6. Funding Requirements and Use of Funds
If you need outside funding, clearly state how much you need and how you plan to use it. This helps investors and lenders see that you have a defined purpose for the capital.
Explain:
- Total funding required
- Amount already invested by founders
- Funding sources being pursued
- How funds will be allocated
- Expected return or repayment plan
Be transparent and realistic. A clear use-of-funds section shows financial discipline and planning maturity.
Common Mistakes to Avoid
Even strong business ideas can be weakened by poor planning. Avoid these common errors when writing your market analysis, operations plan, and financial plan.

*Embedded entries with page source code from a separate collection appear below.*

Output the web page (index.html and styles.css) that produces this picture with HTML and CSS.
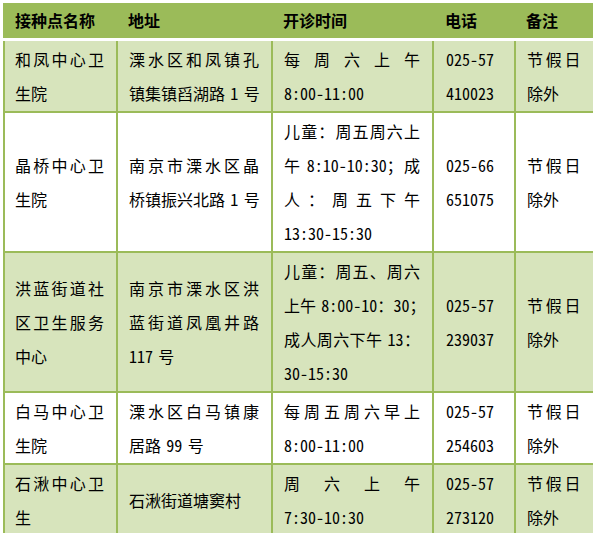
FILE: index.html
```html
<!DOCTYPE html>
<html lang="zh-CN">
<head>
<meta charset="utf-8">
<title>接种点</title>
<link rel="stylesheet" href="styles.css">
</head>
<body>
<table class="sched">
  <colgroup>
    <col class="c1"><col class="c2"><col class="c3"><col class="c4"><col class="c5">
  </colgroup>
  <thead>
    <tr>
      <th class="p1">接种点名称</th>
      <th>地址</th>
      <th>开诊时间</th>
      <th class="p4">电话</th>
      <th>备注</th>
    </tr>
  </thead>
  <tbody>
    <tr class="alt">
      <td class="p1"><span class="j">和凤中心卫</span><span class="l">生院</span></td>
      <td><span class="j">溧水区和凤镇孔</span><span class="l">镇集镇舀湖路&#x2004;<span class="n">1</span>&#x2004;号</span></td>
      <td><span class="j">每周六上午</span><span class="l n">8:00-11:00</span></td>
      <td class="p4"><span class="l n">025-57</span><span class="l n">410023</span></td>
      <td><span class="j">节假日</span><span class="l">除外</span></td>
    </tr>
    <tr>
      <td class="p1"><span class="j">晶桥中心卫</span><span class="l">生院</span></td>
      <td><span class="j">南京市溧水区晶</span><span class="l">桥镇振兴北路&#x2004;<span class="n">1</span>&#x2004;号</span></td>
      <td><span class="j">儿童：周五周六上</span><span class="j">午&#x2004;<span class="n">8:10-10:30</span>；成</span><span class="j">人：周五下午</span><span class="l n">13:30-15:30</span></td>
      <td class="p4"><span class="l n">025-66</span><span class="l n">651075</span></td>
      <td><span class="j">节假日</span><span class="l">除外</span></td>
    </tr>
    <tr class="alt">
      <td class="p1"><span class="j">洪蓝街道社</span><span class="j">区卫生服务</span><span class="l">中心</span></td>
      <td><span class="j">南京市溧水区洪</span><span class="j">蓝街道凤凰井路</span><span class="l"><span class="n">117</span>&#x2004;号</span></td>
      <td><span class="j">儿童：周五、周六</span><span class="j">上午&#x2004;<span class="n">8:00-10</span>：<span class="n">30</span>；</span><span class="j">成人周六下午&#x2004;<span class="n">13</span>：</span><span class="l n">30-15:30</span></td>
      <td class="p4"><span class="l n">025-57</span><span class="l n">239037</span></td>
      <td><span class="j">节假日</span><span class="l">除外</span></td>
    </tr>
    <tr>
      <td class="p1"><span class="j">白马中心卫</span><span class="l">生院</span></td>
      <td><span class="j">溧水区白马镇康</span><span class="l">居路&#x2004;<span class="n">99</span>&#x2004;号</span></td>
      <td><span class="j">每周五周六早上</span><span class="l n">8:00-11:00</span></td>
      <td class="p4"><span class="l n">025-57</span><span class="l n">254603</span></td>
      <td><span class="j">节假日</span><span class="l">除外</span></td>
    </tr>
    <tr class="alt">
      <td class="p1"><span class="j">石湫中心卫</span><span class="l">生</span></td>
      <td><span class="l">石湫街道塘窦村</span></td>
      <td><span class="j">周六上午</span><span class="l n">7:30-10:30</span></td>
      <td class="p4"><span class="l n">025-57</span><span class="l n">273120</span></td>
      <td><span class="j">节假日</span><span class="l">除外</span></td>
    </tr>
  </tbody>
</table>
</body>
</html>
```

FILE: styles.css
```css
html, body {
  margin: 0;
  padding: 0;
  background: #ffffff;
}
body {
  padding: 3px 0 0 3px;
  height: 533px;
  box-sizing: border-box;
  overflow: hidden;
  font-family: "Noto Sans CJK SC", "Noto Sans", sans-serif;
  font-size: 16px;
  color: #000;
}
.sched {
  width: 590px;
  table-layout: fixed;
  border-collapse: collapse;
  border-left: 2px solid #9bbb59;
  border-right: 3px solid #9bbb59;
}
.c1 { width: 113px; }
.c2 { width: 155px; }
.c3 { width: 161px; }
.c4 { width: 82px; }
.c5 { width: 79px; }

.sched th {
  background: #9bbb59;
  height: 35px;
  padding: 0 12px 0 11px;
  text-align: left;
  font-weight: 700;
  line-height: 35px;
  border: none;
  border-bottom: 3px solid #ffffff;
}
.sched td {
  padding: 1px 12px 1px 11px;
  vertical-align: middle;
  line-height: 34px;
  border: 2px solid #9bbb59;
  background: #ffffff;
}
.sched tr.alt td {
  background: #d7e4bc;
}
.sched .p1 { padding-left: 10px; }
.sched .p4 { padding-left: 12px; }

.j, .l {
  display: block;
  white-space: nowrap;
}
.j {
  text-align: justify;
  text-align-last: justify;
}
.l {
  text-align: left;
}
.n {
  font-feature-settings: "hwid" 1;
}
```
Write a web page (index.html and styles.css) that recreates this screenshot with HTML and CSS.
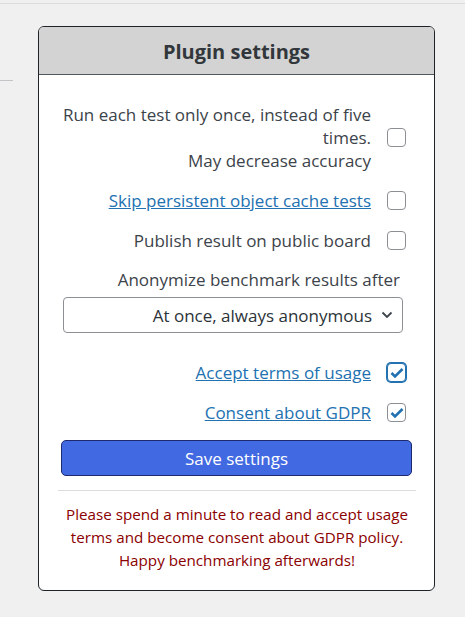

- Using outdated or unsupported market data
- Describing the target market too broadly
- Ignoring competitors
- Overpromising revenue growth
- Underestimating expenses
- Leaving out staffing or process details
- Forgetting cash flow needs
- Making assumptions without explanation
A good business plan is credible because it is specific. It should be ambitious, but not unrealistic.
Final Tips for Writing These Sections Well
Keep your writing clear, measurable, and evidence-based. Use real data where possible, and explain any assumptions so readers can follow your logic.
To make these sections stronger:
- Research current industry trends and market data
- Define your customer with precision
- Show how operations will run efficiently
- Build financial projections from realistic assumptions
- Keep every section aligned with the overall business strategy
If you want a faster starting point, samplebusinessplans.net offers prewritten business plans in the shop. You can also contact us through the contact page for customised business plans tailored to your business idea.
Conclusion
The market analysis, operations plan, and financial plan are the backbone of a strong business plan. Together, they prove that your idea has demand, can be delivered effectively, and has a path to financial success.
When these sections are written well, they build trust and make your business plan far more persuasive. Whether you are seeking funding, launching a startup, or refining an internal strategy, these are the sections that turn an idea into a plan.